* THE PROBLEM:
Copy every line of the records below that holds the word "this".

* EXCERPTED DATA:
····················

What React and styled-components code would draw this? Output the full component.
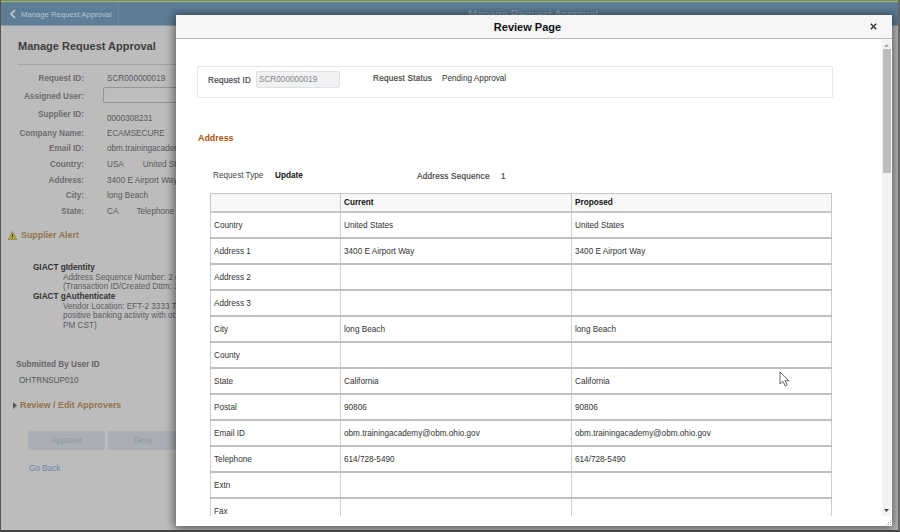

····················

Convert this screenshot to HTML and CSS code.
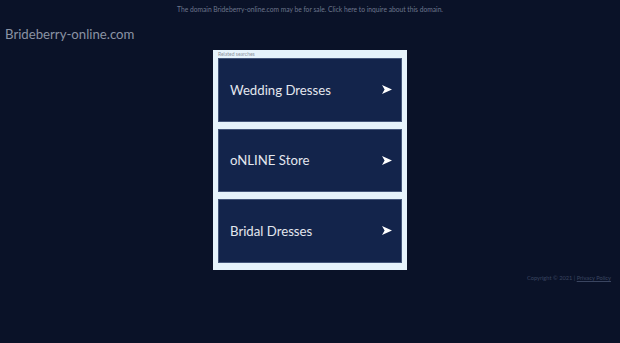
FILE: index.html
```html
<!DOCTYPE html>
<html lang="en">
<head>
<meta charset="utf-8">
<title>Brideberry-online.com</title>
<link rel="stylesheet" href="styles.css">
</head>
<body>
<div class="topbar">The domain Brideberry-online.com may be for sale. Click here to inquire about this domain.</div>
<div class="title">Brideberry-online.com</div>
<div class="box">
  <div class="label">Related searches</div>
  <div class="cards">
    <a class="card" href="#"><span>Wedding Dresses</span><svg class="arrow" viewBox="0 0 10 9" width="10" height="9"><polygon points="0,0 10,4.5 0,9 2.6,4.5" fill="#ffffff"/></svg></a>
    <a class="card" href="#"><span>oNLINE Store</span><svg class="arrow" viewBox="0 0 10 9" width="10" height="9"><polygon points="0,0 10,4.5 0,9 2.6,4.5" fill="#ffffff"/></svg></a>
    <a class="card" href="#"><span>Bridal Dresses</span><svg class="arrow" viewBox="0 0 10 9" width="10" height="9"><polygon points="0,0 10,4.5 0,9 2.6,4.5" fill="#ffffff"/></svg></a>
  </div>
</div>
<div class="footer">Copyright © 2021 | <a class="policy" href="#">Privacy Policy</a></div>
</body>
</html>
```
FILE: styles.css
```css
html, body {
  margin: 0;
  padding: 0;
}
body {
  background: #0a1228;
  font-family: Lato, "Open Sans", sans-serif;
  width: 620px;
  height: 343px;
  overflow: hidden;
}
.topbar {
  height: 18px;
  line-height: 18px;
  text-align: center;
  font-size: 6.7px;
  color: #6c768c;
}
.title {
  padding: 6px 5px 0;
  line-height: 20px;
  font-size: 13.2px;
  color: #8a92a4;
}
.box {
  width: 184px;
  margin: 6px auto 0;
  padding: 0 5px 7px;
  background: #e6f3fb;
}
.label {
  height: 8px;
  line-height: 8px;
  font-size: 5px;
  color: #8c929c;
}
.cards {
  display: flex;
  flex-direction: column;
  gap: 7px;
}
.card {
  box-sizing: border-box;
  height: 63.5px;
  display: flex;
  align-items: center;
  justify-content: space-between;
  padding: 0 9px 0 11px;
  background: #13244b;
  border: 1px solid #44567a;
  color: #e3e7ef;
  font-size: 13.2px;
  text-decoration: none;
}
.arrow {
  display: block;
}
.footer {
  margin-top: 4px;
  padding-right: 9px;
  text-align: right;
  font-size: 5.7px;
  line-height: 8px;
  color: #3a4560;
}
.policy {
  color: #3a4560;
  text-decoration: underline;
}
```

····················

* WRITTEN SOLUTION:
What React and styled-components code would draw this? Output the full component.
Convert this screenshot to HTML and CSS code.
<div class="topbar">The domain Brideberry-online.com may be for sale. Click here to inquire about this domain.</div>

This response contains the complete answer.